**What is required**
Check each line of the records below and collect those holding "this".

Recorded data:
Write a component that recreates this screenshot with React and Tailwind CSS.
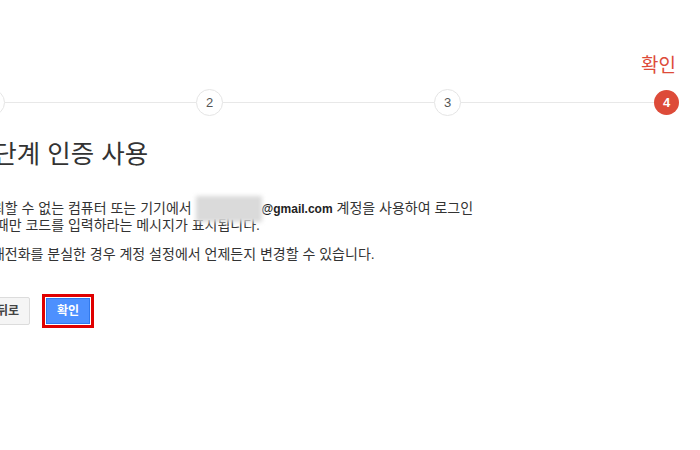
import React from "react";

const font = { fontFamily: '"Liberation Sans", "Noto Sans CJK KR", sans-serif' };

// one step circle of the progress bar
const Step = ({ n, active }) =>
  active ? (
    <div className="w-[25px] h-[25px] rounded-full bg-[#dd4b39] text-white text-[13px] font-bold flex items-center justify-center shrink-0">
      {n}
    </div>
  ) : (
    <div className="w-[27px] h-[27px] rounded-full bg-white border border-[#e5e5e5] text-[#555] text-[13px] flex items-center justify-center shrink-0">
      {n}
    </div>
  );

const Line = ({ w }) => <div className={`h-px bg-[#e8e8e8] shrink-0 ${w}`} />;

export default function App() {
  return (
    <div className="w-[700px] h-[450px] bg-white overflow-hidden text-[#333]" style={font}>
      {/* stepper */}
      <div className="ml-[-22px] w-[701px] pt-[55px]">
        <div className="flex justify-end pr-[3px]">
          <span className="text-[19px] leading-[22px] text-[#dd4b39]">확인</span>
        </div>
        <div className="flex items-center mt-[12px]">
          <Step n={1} />
          <Line w="w-[191px]" />
          <Step n={2} />
          <Line w="w-[211px]" />
          <Step n={3} />
          <Line w="w-[193px]" />
          <Step n={4} active />
        </div>
      </div>

      {/* content */}
      <div className="ml-[-21px]">
        <h1 className="text-[25.5px] leading-[32px] font-normal text-[#333] mt-[22px]">2단계 인증 사용</h1>

        <p className="text-[14px] leading-[16px] mt-[30px]">
          신뢰할 수 없는 컴퓨터 또는 기기에서{" "}
          <span className="relative inline-block w-[66px] align-baseline">
            <span className="invisible">xxxxxxxx</span>
            <span className="absolute left-0 right-0 top-[-4px] h-[26px] bg-[#dadada] blur-[2px]" />
          </span>
          <b className="text-[12px] text-[#222]">@gmail.com</b> 계정을 사용하여 로그인
          <br />할 때만 코드를 입력하라는 메시지가 표시됩니다.
        </p>
        <p className="text-[14px] leading-[16px] mt-[13px]">
          휴대전화를 분실한 경우 계정 설정에서 언제든지 변경할 수 있습니다.
        </p>

        <div className="flex items-center mt-[32px]">
          <button className="h-[28px] pl-[17px] pr-[10px] bg-[#f5f5f5] border border-[#dcdcdc] rounded-[2px] text-[12px] font-bold text-[#444]">
            뒤로
          </button>
          <div className="ml-[12px] border-[3px] border-[#e00000] p-px bg-white">
            <button className="h-[26px] w-[44px] bg-[#4d90fe] border border-[#3079ed] text-[12px] font-bold text-white">
              확인
            </button>
          </div>
        </div>
      </div>
    </div>
  );
}
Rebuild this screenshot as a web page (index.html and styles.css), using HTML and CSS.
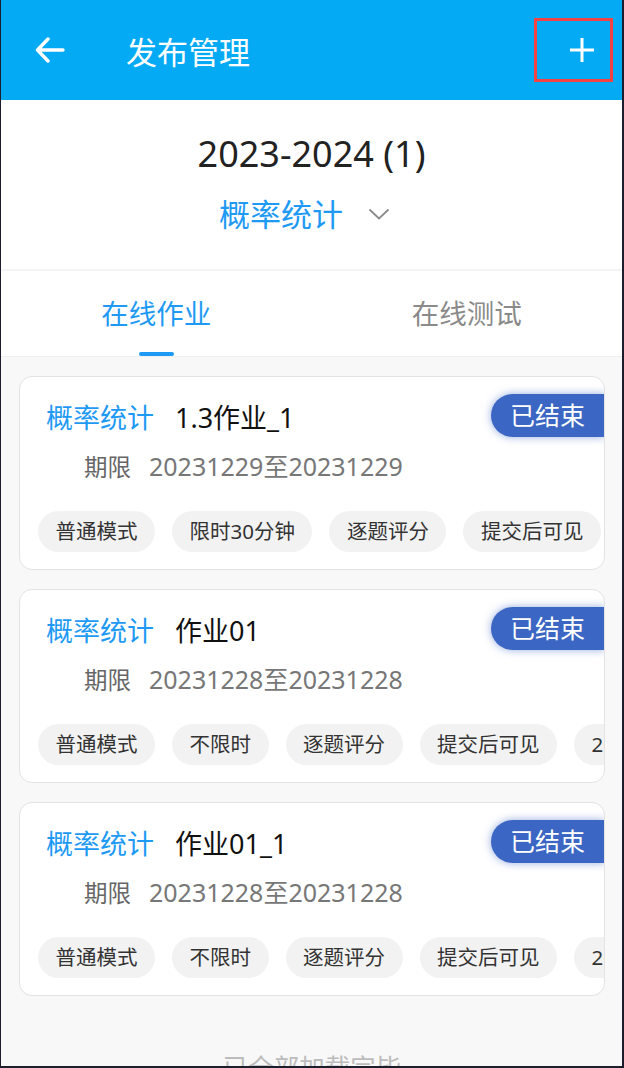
FILE: index.html
```html
<!DOCTYPE html>
<html lang="zh-CN">
<head>
    <meta charset="UTF-8">
    <meta name="viewport" content="width=device-width, initial-scale=1.0">
    <title>发布管理</title>
    <link rel="stylesheet" href="styles.css">
</head>
<body>
    <div class="page">
        <!-- 顶部导航 -->
        <div class="header">
            <span class="back">
                <svg width="30" height="26" viewBox="0 0 30 26"><path d="M28 13H3M13 2L2.5 13L13 24" fill="none" stroke="#fff" stroke-width="3.4" stroke-linecap="round" stroke-linejoin="round"/></svg>
            </span>
            <span class="title">发布管理</span>
            <span class="add">
                <svg width="26" height="26" viewBox="0 0 26 26"><path d="M13 1V25M1 13H25" stroke="#fff" stroke-width="3"/></svg>
            </span>
        </div>

        <!-- 学期与课程 -->
        <div class="term">
            <div class="term-year">2023-2024 (1)</div>
            <div class="term-course">
                <span>概率统计</span>
                <svg width="22" height="12" viewBox="0 0 22 12"><path d="M1.5 1.5L11 10.5L20.5 1.5" fill="none" stroke="#8a8a8a" stroke-width="1.8"/></svg>
            </div>
        </div>

        <div class="tabs">
            <div class="tab active">在线作业</div>
            <div class="tab">在线测试</div>
        </div>

        <!-- 列表 -->
        <div class="list">
            <div class="card">
                <div class="card-title"><span class="course">概率统计</span><span class="name">1.3作业_1</span></div>
                <div class="card-date"><span class="label">期限</span><span>20231229至20231229</span></div>
                <div class="tags">
                    <span class="tag">普通模式</span>
                    <span class="tag">限时30分钟</span>
                    <span class="tag">逐题评分</span>
                    <span class="tag">提交后可见</span>
                    <span class="tag">20分</span>
                </div>
                <span class="status">已结束</span>
            </div>

            <div class="card">
                <div class="card-title"><span class="course">概率统计</span><span class="name">作业01</span></div>
                <div class="card-date"><span class="label">期限</span><span>20231228至20231228</span></div>
                <div class="tags">
                    <span class="tag">普通模式</span>
                    <span class="tag">不限时</span>
                    <span class="tag">逐题评分</span>
                    <span class="tag">提交后可见</span>
                    <span class="tag">20分</span>
                </div>
                <span class="status">已结束</span>
            </div>

            <div class="card">
                <div class="card-title"><span class="course">概率统计</span><span class="name">作业01_1</span></div>
                <div class="card-date"><span class="label">期限</span><span>20231228至20231228</span></div>
                <div class="tags">
                    <span class="tag">普通模式</span>
                    <span class="tag">不限时</span>
                    <span class="tag">逐题评分</span>
                    <span class="tag">提交后可见</span>
                    <span class="tag">20分</span>
                </div>
                <span class="status">已结束</span>
            </div>

            <div class="list-end">已全部加载完毕</div>
        </div>
    </div>
</body>
</html>
```

FILE: styles.css
```css
* {
    margin: 0;
    padding: 0;
    box-sizing: border-box;
}

body {
    font-family: "Noto Sans", "Noto Sans CJK SC", sans-serif;
    background: #1d1e2d;
    height: 1068px;
    overflow: hidden;
}

.page {
    margin: 0 2px 2px 1px;
    height: 1066px;
    background-color: #f8f8f8;
    overflow: hidden;
}

.header {
    height: 100px;
    background-color: #05aaf5;
    display: flex;
    align-items: center;
    color: #fff;
}

.back {
    display: flex;
    margin-left: 34px;
}

.title {
    margin-left: 61px;
    font-size: 31px;
    flex: 1;
}

.add {
    width: 79px;
    height: 64px;
    margin-right: 9px;
    border: 3px solid #f44242;
    display: flex;
    align-items: center;
    justify-content: center;
    padding-left: 16px;
}

.term {
    background-color: #fff;
    height: 171px;
    padding-top: 29px;
    text-align: center;
    border-bottom: 2px solid #f4f4f4;
}

.term-year {
    font-size: 36px;
    color: #222;
    line-height: 50px;
}

.term-course {
    display: flex;
    justify-content: center;
    align-items: center;
    gap: 25px;
    margin-top: 10px;
    font-size: 31px;
    color: #1e9af5;
    line-height: 50px;
    padding-right: 14px;
}

.tabs {
    display: flex;
    height: 86px;
    background-color: #fff;
    border-bottom: 1px solid #efefef;
}

.tab {
    flex: 1;
    text-align: center;
    font-size: 27.5px;
    color: #8a8a8a;
    line-height: 86px;
    position: relative;
}

.tab.active {
    color: #1e9af5;
}

.tab.active::after {
    content: "";
    position: absolute;
    left: 50%;
    bottom: 0;
    width: 35px;
    height: 4px;
    margin-left: -17px;
    border-radius: 2px;
    background-color: #1e9af5;
}

.list {
    padding: 19px 17px 0 18px;
    display: flex;
    flex-direction: column;
    gap: 19px;
}

.card {
    position: relative;
    height: 194px;
    background-color: #fff;
    border: 1px solid #e3e3e3;
    border-radius: 13px;
    padding: 21px 0 0 26px;
    overflow: hidden;
}

.card-title {
    font-size: 27px;
    line-height: 40px;
}

.course {
    color: #1e9af5;
    margin-right: 21px;
}

.name {
    color: #111;
}

.card-date {
    margin-top: 12px;
    padding-left: 38px;
    font-size: 25px;
    line-height: 32px;
    color: #777;
}

.card-date .label {
    color: #666;
    font-size: 23.5px;
    margin-right: 18px;
}

.tags {
    display: flex;
    gap: 17px;
    margin-top: 28px;
    margin-left: -8px;
    white-space: nowrap;
}

.tag {
    flex-shrink: 0;
    height: 41px;
    line-height: 41px;
    padding: 0 17.5px;
    border-radius: 21px;
    background-color: #f2f2f2;
    font-size: 20.5px;
    color: #333;
}

.status {
    position: absolute;
    top: 17px;
    right: -1px;
    width: 114px;
    height: 43px;
    line-height: 43px;
    padding-left: 19px;
    border-radius: 22px 0 0 22px;
    background-color: #3c66c3;
    box-shadow: 0 0 8px rgba(60, 102, 195, 0.55);
    color: #fff;
    font-size: 25px;
}

.list-end {
    margin-top: 32px;
    text-align: center;
    font-size: 25.5px;
    line-height: 40px;
    color: #bcbcbc;
}
```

**Answer**
Write a component that recreates this screenshot with React and Tailwind CSS.
Rebuild this screenshot as a web page (index.html and styles.css), using HTML and CSS.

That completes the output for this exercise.